This ring was a fun challenge. Since most of the work of stone setting and graving is done in metal, it would seem that the wax carving would have been easy. However, keeping good symmetry was very challenging. I did most of the carving under 6x magnification.
I used tacky wax to stick the diamonds on the wax model to plan out the bead setting and to show the customer.
Because of all the cut outs, the wax required extra sprues to ensure a complete casting.
After I cut the seat for the center oval, I used dividers to score evenly spaced marks on the bezel. Then I used a jeweler’s saw to cut through the bezel. The hammer hand piece seemed to effortlessly move each little prong over the girdle to tighten the diamond. Whereas with a solid bezel, the tends to be a lot of hammering.
Thank you Fred from Uncommon Design for the nice bright cutting on the bead set diamonds.
Blue zircon is the only colored gem stone that is more brilliant then diamond, due to the double refractive nature of the stone. It has a great blue color. Zircon is a natural gem stone and comes in a verity of different colors. It has the hardness of 7.5.
Here are a few pieces that I have made over the years:
I get to enjoy challenging myself making jewelry for the show case sometimes. This one was pretty fun. I started with carving two identical bands, cast them up in 14 karat yellow gold and micro bead set 1.3mm diamonds. The assembly of the different length bars came next. Each one was cut to length and soldered in place. Lastly, the bezel set 3/4 carat round brilliant cut diamond was set then laser welded in place.
I carved the wax model of this engagement ring to match the existing wedding band that was her mother’s. Using her stones, this new ring carries all the sentimental value and it looks like these two rings were made at the same time.
The issue with this ring was that the halo was sharp and catching. The solution that we came up with was to add a wire frame to the halo. The stones would be more protected (a few missing) and the edge would be smooth.
I laser welded 20 gauge white gold wire from the bottom which kept clean lines from the top view.
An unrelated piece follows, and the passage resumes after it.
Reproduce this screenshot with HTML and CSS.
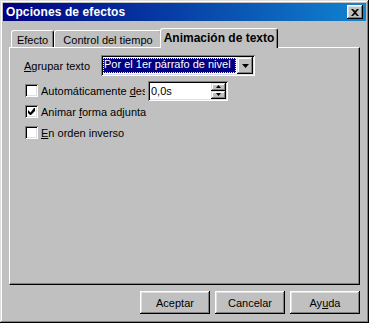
FILE: index.html
```html
<!DOCTYPE html>
<html lang="es">
<head>
	<meta charset="UTF-8">
	<title>Opciones de efectos</title>
<link rel="stylesheet" href="styles.css">
</head>
<body>
	<div class="window">
		<div class="titlebar">
			<span class="title">Opciones de efectos</span>
			<span class="close">
				<svg width="8" height="7" viewBox="0 0 8 7"><path d="M0 0h2l2 2 2-2h2L5 3.5 8 7H6L4 5 2 7H0l3-3.5z" fill="#000"/></svg>
			</span>
		</div>
		<div class="body">
			<div class="tabs">
				<div class="tab tab-efecto">Efecto</div>
				<div class="tab tab-tiempo">Control del tiempo</div>
				<div class="tab tab-active">Animación de texto</div>
			</div>
			<div class="panel">
				<div class="row">
					<span class="label"><u>A</u>grupar texto</span>
					<div class="combo">
						<div class="combo-value">Por el 1er párrafo de nivel</div>
						<div class="combo-btn">
							<svg width="7" height="4" viewBox="0 0 7 4"><path d="M0 0h7L3.5 4z" fill="#000"/></svg>
						</div>
					</div>
				</div>
				<div class="row check-row">
					<span class="checkbox"></span>
					<span class="check-label clip">Automáticamente <u>d</u>esde:</span>
					<div class="spin">
						<span class="spin-text">0,0s</span>
						<div class="spin-btns">
							<span class="spin-btn"><svg width="5" height="3" viewBox="0 0 5 3"><path d="M2.5 0L5 3H0z" fill="#000"/></svg></span>
							<span class="spin-btn"><svg width="5" height="3" viewBox="0 0 5 3"><path d="M0 0h5L2.5 3z" fill="#000"/></svg></span>
						</div>
					</div>
				</div>
				<div class="row check-row">
					<span class="checkbox">
						<svg width="7" height="7" viewBox="0 0 7 7"><path d="M6 0h1v3L3 7H2L0 5V2l2.5 2.5z" fill="#000"/></svg>
					</span>
					<span class="check-label">Animar <u>f</u>orma adjunta</span>
				</div>
				<div class="row check-row">
					<span class="checkbox"></span>
					<span class="check-label"><u>E</u>n orden inverso</span>
				</div>
			</div>
			<div class="buttons">
				<span class="btn">Aceptar</span>
				<span class="btn">Cancelar</span>
				<span class="btn">Ay<u>u</u>da</span>
			</div>
		</div>
	</div>
</body>
</html>
```

FILE: styles.css
```css
*{ margin: 0; padding: 0; box-sizing: border-box;}
body{ background: #c0c0c0; font-family: "Liberation Sans", Arial, sans-serif; font-size: 11px; color: #000;}
u{ text-decoration: underline; text-underline-offset: 1px;}

.window{ width: 369px; height: 323px; padding: 3px; background: #c0c0c0;
	box-shadow: inset -1px -1px #000, inset 1px 1px #dfdfdf, inset -2px -2px #808080, inset 2px 2px #fff;}

.titlebar{ height: 18px; display: flex; align-items: center; justify-content: space-between; padding: 0 3px 0 3px;
	background: linear-gradient(to right, #000080, #1084d0);}
.title{ color: #fff; font-weight: bold; font-size: 12px; letter-spacing: 0.1px;}
.close{ width: 16px; height: 14px; display: flex; align-items: center; justify-content: center; background: #c0c0c0;
	box-shadow: inset -1px -1px #000, inset 1px 1px #fff, inset -2px -2px #808080, inset 2px 2px #dfdfdf;}

.body{ padding: 0 6px;}

.tabs{ display: flex; align-items: flex-end; height: 19px; margin-top: 7px; padding-left: 2px;}
.tab{ height: 17px; display: flex; align-items: center; justify-content: center; padding-top: 2px; background: #c0c0c0;
	border: 1px solid; border-color: #fff #000 transparent #fff; border-bottom: none; border-radius: 3px 3px 0 0;
	box-shadow: inset -1px 0 #808080;}
.tab-efecto{ width: 43px;}
.tab-tiempo{ width: 108px;}
.tab-active{ width: 118px; height: 20px; margin: 0 -2px -1px -2px; padding-top: 0; padding-bottom: 2px; font-weight: bold; font-size: 12px; z-index: 1;}

.panel{ height: 238px; padding: 7px 14px 0; border: 1px solid; border-color: #fff #000 #000 #fff;
	box-shadow: inset -1px -1px #808080;}

.row{ display: flex; align-items: center; height: 21px;}
.label{ width: 77px;}
.combo{ width: 154px; height: 21px; display: flex; padding: 2px; background: #fff;
	box-shadow: inset 1px 1px #808080, inset -1px -1px #fff, inset 2px 2px #000, inset -2px -2px #dfdfdf;}
.combo-value{ flex: 1; margin: 1px 1px 1px 0; background: #000080; color: #fff; padding-left: 1px; line-height: 13px;
	outline: 1px dotted #ffff80; outline-offset: -1px;}
.combo-btn{ width: 16px; display: flex; align-items: center; justify-content: center; background: #c0c0c0;
	box-shadow: inset -1px -1px #000, inset 1px 1px #dfdfdf, inset -2px -2px #808080, inset 2px 2px #fff;}

.check-row{ padding-left: 1px;}
.panel .row + .check-row{ margin-top: 4px;}
.panel .check-row + .check-row{ margin-top: 0;}
.checkbox{ width: 13px; height: 13px; display: flex; align-items: center; justify-content: center; background: #fff;
	box-shadow: inset 1px 1px #808080, inset -1px -1px #fff, inset 2px 2px #000, inset -2px -2px #dfdfdf;}
.check-label{ margin-left: 3px; white-space: nowrap;}
.clip{ width: 104px; overflow: hidden; margin-right: 3px;}

.spin{ width: 80px; height: 20px; display: flex; padding: 2px; background: #fff;
	box-shadow: inset 1px 1px #808080, inset -1px -1px #fff, inset 2px 2px #000, inset -2px -2px #dfdfdf;}
.spin-text{ flex: 1; padding-left: 1px; line-height: 16px;}
.spin-btns{ width: 15px; display: flex; flex-direction: column;}
.spin-btn{ flex: 1; display: flex; align-items: center; justify-content: center; background: #c0c0c0;
	box-shadow: inset -1px -1px #000, inset 1px 1px #dfdfdf, inset -2px -2px #808080, inset 2px 2px #fff;}

.buttons{ display: flex; justify-content: flex-end; gap: 5px; margin-top: 6px;}
.btn{ width: 70px; height: 23px; display: flex; align-items: center; justify-content: center;
	box-shadow: inset -1px -1px #000, inset 1px 1px #fff, inset -2px -2px #808080, inset 2px 2px #dfdfdf;}
```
I made the bottom seamless where the ring looks like it was made this way to begin with.
Sterling silver acoustic guitar urn for ashes.
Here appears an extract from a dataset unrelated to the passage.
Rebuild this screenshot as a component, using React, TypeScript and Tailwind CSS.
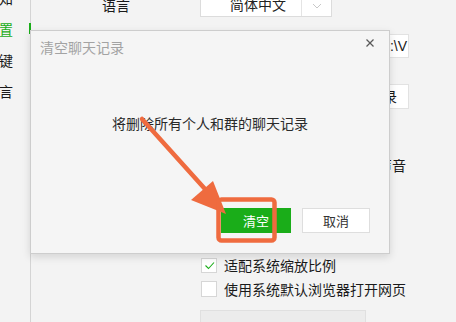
import React from "react";

const FONT = '"Microsoft YaHei", "Noto Sans CJK SC", "Noto Sans", sans-serif';

function Check() {
  return (
    <svg width="13" height="13" viewBox="0 0 13 13">
      <polyline points="2.5,6.5 5.5,9.5 11,3.5" fill="none" stroke="#1aad19" strokeWidth="1.1" />
    </svg>
  );
}

export default function App() {
  return (
    <div
      className="relative w-[456px] h-[322px] overflow-hidden bg-[#f3f3f3] flex text-[#1a1a1a]"
      style={{ fontFamily: FONT }}
    >
      {/* sidebar */}
      <div className="relative w-[31px] shrink-0 border-r border-[#d4d4d4] flex flex-col">
        <div className="mt-[-18px] flex flex-col">
          {["消息通知", "通用设置", "快捷按键", "多语言"].map((t, i) => (
            <div key={t} className="h-[31px] w-[13px] flex items-center justify-end">
              <span
                className={
                  "shrink-0 whitespace-nowrap text-[14px] leading-[20px] " +
                  (i === 1 ? "text-[#1aad19]" : "text-[#1a1a1a]")
                }
              >
                {t}
              </span>
            </div>
          ))}
        </div>
        <div className="absolute right-[-1px] top-[23px] w-[2px] h-[11px] bg-[#1aad19]" />
      </div>

      {/* main settings content */}
      <div className="flex-1 flex flex-col">
        {/* 语言 */}
        <div className="mt-[-5px] h-[22px] flex items-center">
          <div className="w-[169px] pl-[71px] text-[14px] leading-[20px] mt-[-3px]">语言</div>
          <div className="flex h-[22px] border border-[#dcdcdc] bg-white">
            <div className="w-[100px] pl-[29px] text-[14px] leading-[20px] text-[#222] mt-[-2px]">简体中文</div>
            <div className="w-[30px] border-l border-[#e4e4e4] flex items-center justify-center">
              <svg width="10" height="6" viewBox="0 0 10 6">
                <polyline points="1,1 5,5 9,1" fill="none" stroke="#c8c8c8" strokeWidth="1" />
              </svg>
            </div>
          </div>
        </div>

        {/* 路径 */}
        <div className="mt-[17px] h-[24px] flex">
          <div className="w-[169px]" />
          <div className="w-[209px] h-[24px] bg-white border border-[#e2e2e2] flex items-center justify-end overflow-hidden pr-[1px]">
            <span className="shrink-0 whitespace-nowrap text-[14px] text-[#1a1a1a]" style={{ fontFamily: '"Liberation Sans", sans-serif' }}>
              C:\Users\Documents\WeChat Files:\V
            </span>
          </div>
        </div>

        {/* 清空聊天记录 button */}
        <div className="mt-[26px] h-[25px] flex">
          <div className="w-[169px]" />
          <div className="w-[209px] flex justify-end">
            <div className="w-[108px] h-[25px] bg-white border border-[#e2e2e2] flex items-center justify-center text-[14px] text-[#1a1a1a]">
              清空聊天记录
            </div>
          </div>
        </div>

        {/* 声音 */}
        <div className="mt-[46px] h-[20px] flex">
          <div className="w-[169px]" />
          <div className="w-[206px] flex justify-end items-center text-[14px] leading-[20px]">新消息通知声音</div>
        </div>

        {/* checkboxes */}
        <div className="mt-[82px] h-[16px] flex items-center">
          <div className="w-[170px]" />
          <div className="w-[16px] h-[15px] bg-white border border-[#d6d6d6] flex items-center justify-center">
            <Check />
          </div>
          <span className="ml-[7px] text-[14px] leading-[20px] whitespace-nowrap">适配系统缩放比例</span>
        </div>
        <div className="mt-[8px] h-[16px] flex items-center">
          <div className="w-[170px]" />
          <div className="w-[16px] h-[16px] bg-white border border-[#d6d6d6]" />
          <span className="ml-[7px] text-[14px] leading-[20px] whitespace-nowrap">使用系统默认浏览器打开网页</span>
        </div>
        <div className="mt-[13px] h-[20px] flex">
          <div className="w-[169px]" />
          <div className="w-[166px] h-[20px] bg-[#ececec] border border-[#e0e0e0]" />
        </div>
      </div>

      {/* dialog */}
      <div className="absolute left-[30px] top-[30px] w-[360px] h-[224px] bg-[#f5f5f5] border border-[#cdcdcd] shadow-[0_3px_8px_rgba(0,0,0,0.13)] flex flex-col">
        <div className="h-[34px] pl-[9px] pt-[6px] text-[14px] leading-[20px] text-[#a3a3a3]">清空聊天记录</div>
        <div className="absolute left-[335px] top-[8px] w-[8px] h-[8px]">
          <svg width="8" height="8" viewBox="0 0 8 8">
            <line x1="0.5" y1="0.5" x2="7.5" y2="7.5" stroke="#5a5a5a" strokeWidth="1.3" />
            <line x1="7.5" y1="0.5" x2="0.5" y2="7.5" stroke="#5a5a5a" strokeWidth="1.3" />
          </svg>
        </div>
        <div className="mt-[48px] text-center text-[14px] leading-[20px] text-[#2a2a2a]">
          将删除所有个人和群的聊天记录
        </div>
        <div className="mt-[75px] flex justify-end gap-[11px] pr-[19px]">
          <div className="w-[70px] h-[25px] bg-[#1aad19] text-white text-[13px] flex items-center justify-center">清空</div>
          <div className="w-[68px] h-[25px] bg-white border border-[#dedede] text-[#333] text-[13px] flex items-center justify-center">取消</div>
        </div>
      </div>

      {/* annotation overlay */}
      <svg className="absolute left-0 top-0 pointer-events-none" width="456" height="322" viewBox="0 0 456 322">
        <line x1="142" y1="119" x2="205" y2="189" stroke="#ef6b3f" strokeWidth="4.5" strokeLinecap="round" />
        <polygon points="191,200 213,181 226,214" fill="#ef6b3f" />
        <rect x="218.5" y="199.5" width="56" height="41" rx="3" fill="none" stroke="#ef6b3f" strokeWidth="4.5" />
      </svg>
    </div>
  );
}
This guitar was made from a picture of a guy’s guitar. The body of the guitar is hollow and a silver plate is soldered on the back to hold in the ashes.
Here is another cool custom snare drum wedding ring. It all started when I saw his Drum Workshop shirt and asked him if he has one of those awesome drum sets. He does. (I’m so jealous).
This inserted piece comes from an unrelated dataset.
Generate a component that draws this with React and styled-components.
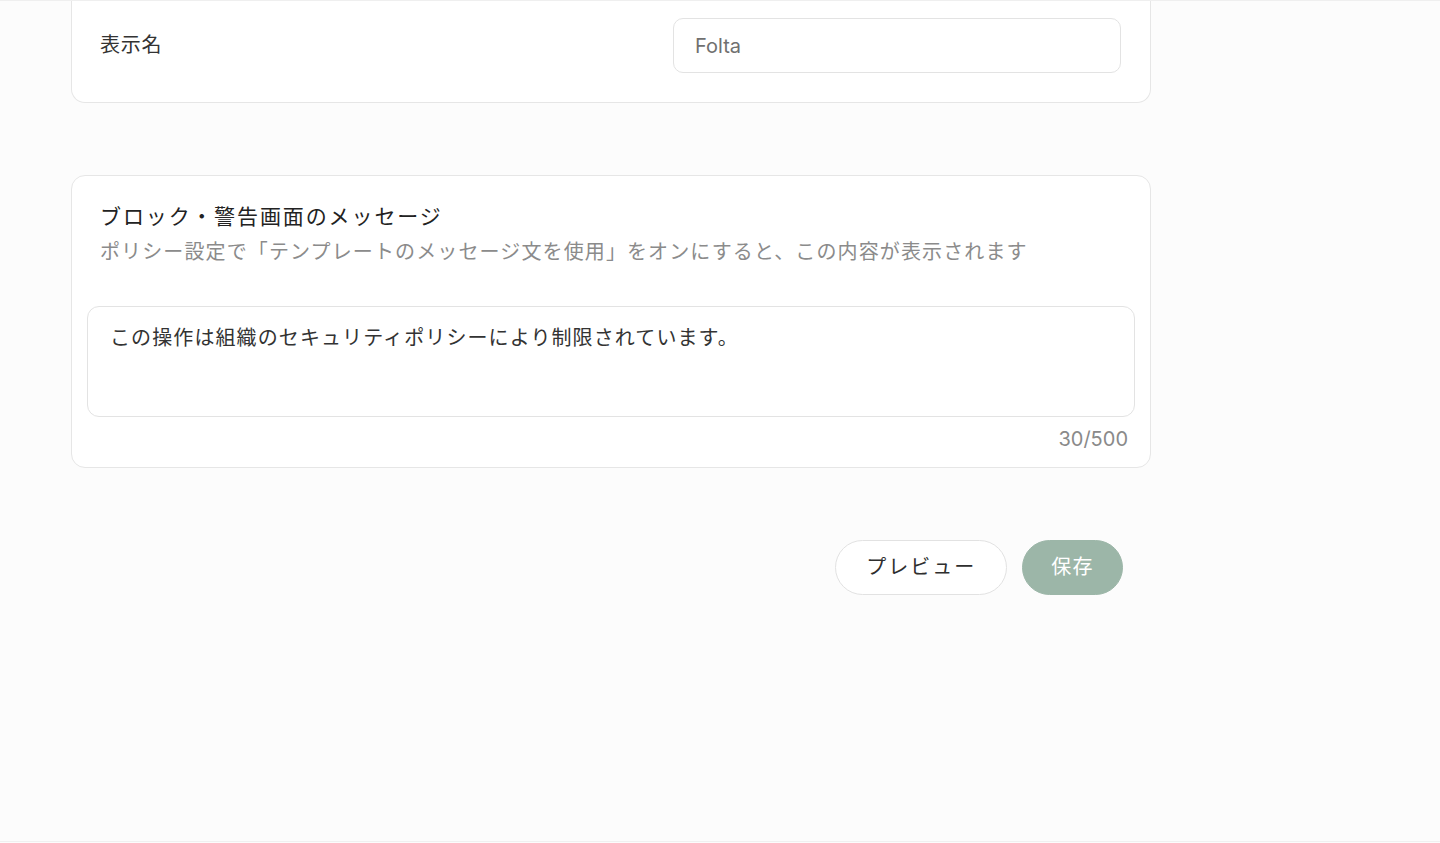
import React from 'react'
import styled, { createGlobalStyle } from 'styled-components'

const GlobalStyle = createGlobalStyle`
  html, body {
    margin: 0;
    padding: 0;
    background: #fcfcfc;
  }
  body {
    font-family: "Inter", "Noto Sans CJK JP", sans-serif;
    color: #2b2b2b;
    -webkit-font-smoothing: antialiased;
  }
`

const Page = styled.div`
  min-height: 842px;
  border-top: 1px solid #efefef;
  border-bottom: 1px solid #f0f0f0;
  padding-left: 71px;
  box-sizing: border-box;
`

const Column = styled.div`
  width: 1080px;
  display: flex;
  flex-direction: column;
`

const Card = styled.section`
  background: #ffffff;
  border: 1px solid #e6e6e6;
  border-radius: 14px;
  box-sizing: border-box;
  ${p => p.$cut && `
    border-top: none;
    border-top-left-radius: 0;
    border-top-right-radius: 0;
  `}
`

const FieldRow = styled(Card)`
  display: flex;
  align-items: center;
  justify-content: space-between;
  padding: 17px 29px 29px 28px;
`

const Label = styled.div`
  font-size: 20px;
  letter-spacing: 0.8px;
  color: #333333;
  margin-top: -4px;
`

const TextInput = styled.div`
  width: 448px;
  height: 55px;
  box-sizing: border-box;
  border: 1px solid #e3e3e3;
  border-radius: 10px;
  display: flex;
  align-items: center;
  padding: 0 21px;
  font-size: 20px;
  color: #707070;
`

const MessageCard = styled(Card)`
  margin-top: 72px;
  padding: 25px 15px 14px;
`

const Heading = styled.h2`
  margin: 0;
  padding: 0 13px;
  font-size: 21px;
  font-weight: 400;
  line-height: 32px;
  letter-spacing: 1.9px;
  color: #222222;
`

const Hint = styled.p`
  margin: 3px 0 0;
  padding: 0 13px;
  font-size: 20px;
  line-height: 32px;
  letter-spacing: 1.12px;
  color: #8b8b8b;
`

const TextArea = styled.div`
  margin-top: 38px;
  height: 111px;
  box-sizing: border-box;
  border: 1px solid #e3e3e3;
  border-radius: 12px;
  padding: 16px 22px 14px;
  font-size: 20px;
  line-height: 30px;
  letter-spacing: 1.1px;
  color: #333333;
`

const Counter = styled.div`
  text-align: right;
  padding-right: 7px;
  font-size: 20px;
  line-height: 28px;
  margin-top: 8px;
  color: #8a8a8a;
`

const Actions = styled.div`
  margin-top: 72px;
  padding-right: 28px;
  display: flex;
  justify-content: flex-end;
  gap: 15px;
`

const Button = styled.button`
  height: 55px;
  border-radius: 28px;
  font-family: inherit;
  font-size: 20px;
  letter-spacing: ${p => (p.$primary ? '1.4px' : '2px')};
  cursor: pointer;
  padding: 0 ${p => (p.$primary ? '28px' : '30px')} 4px;
  border: 1px solid ${p => (p.$primary ? '#9cb6a8' : '#e2e2e2')};
  background: ${p => (p.$primary ? '#9cb6a8' : '#ffffff')};
  color: ${p => (p.$primary ? '#ffffff' : '#2e2e2e')};
`

export default function App() {
  return (
    <>
      <GlobalStyle />
      <Page>
        <Column>
          <FieldRow $cut>
            <Label>表示名</Label>
            <TextInput>Folta</TextInput>
          </FieldRow>

          <MessageCard>
            <Heading>ブロック・警告画面のメッセージ</Heading>
            <Hint>ポリシー設定で「テンプレートのメッセージ文を使用」をオンにすると、この内容が表示されます</Hint>
            <TextArea>この操作は組織のセキュリティポリシーにより制限されています。</TextArea>
            <Counter>30/500</Counter>
          </MessageCard>

          <Actions>
            <Button>プレビュー</Button>
            <Button $primary>保存</Button>
          </Actions>
        </Column>
      </Page>
    </>
  )
}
I showed him my drum ring and the next thing you know, his wife says that he has to have one. Lucky guy. We got to work on his drum ring.
This 14k yellow and white gold ring is made up of 28 parts. The shell and rims were milled in wax. I did them in different color waxes just to help us in the shop keep straight the color of metal each were to be cast in.
Shown here is the shell, rims and lugs assembled after casting. The lugs were fabricated from a rod of white gold, cut into little slabs. Each was concave to have as much contact with the shell as possible . It took about an hour just to space out the 8 lugs and to laser tacked them in place. Then I soldered them on at the bench with a torch.
The 14k white gold 20 gauge wire used for the tension rods were laser welded in place.
A florentine graver was randomly used to give a wood grain effect.
I was digging in my workbench at home and found these rings. My first cast ring (copper barbed wire ring) and first fabricated ring. (The silver dangerous, spike ring).
Not sure where the spiked peace sign pendant wrapped in fabricated barbed wire went. Lol.
I am glad that I grew out of the dangerous jewelry phase.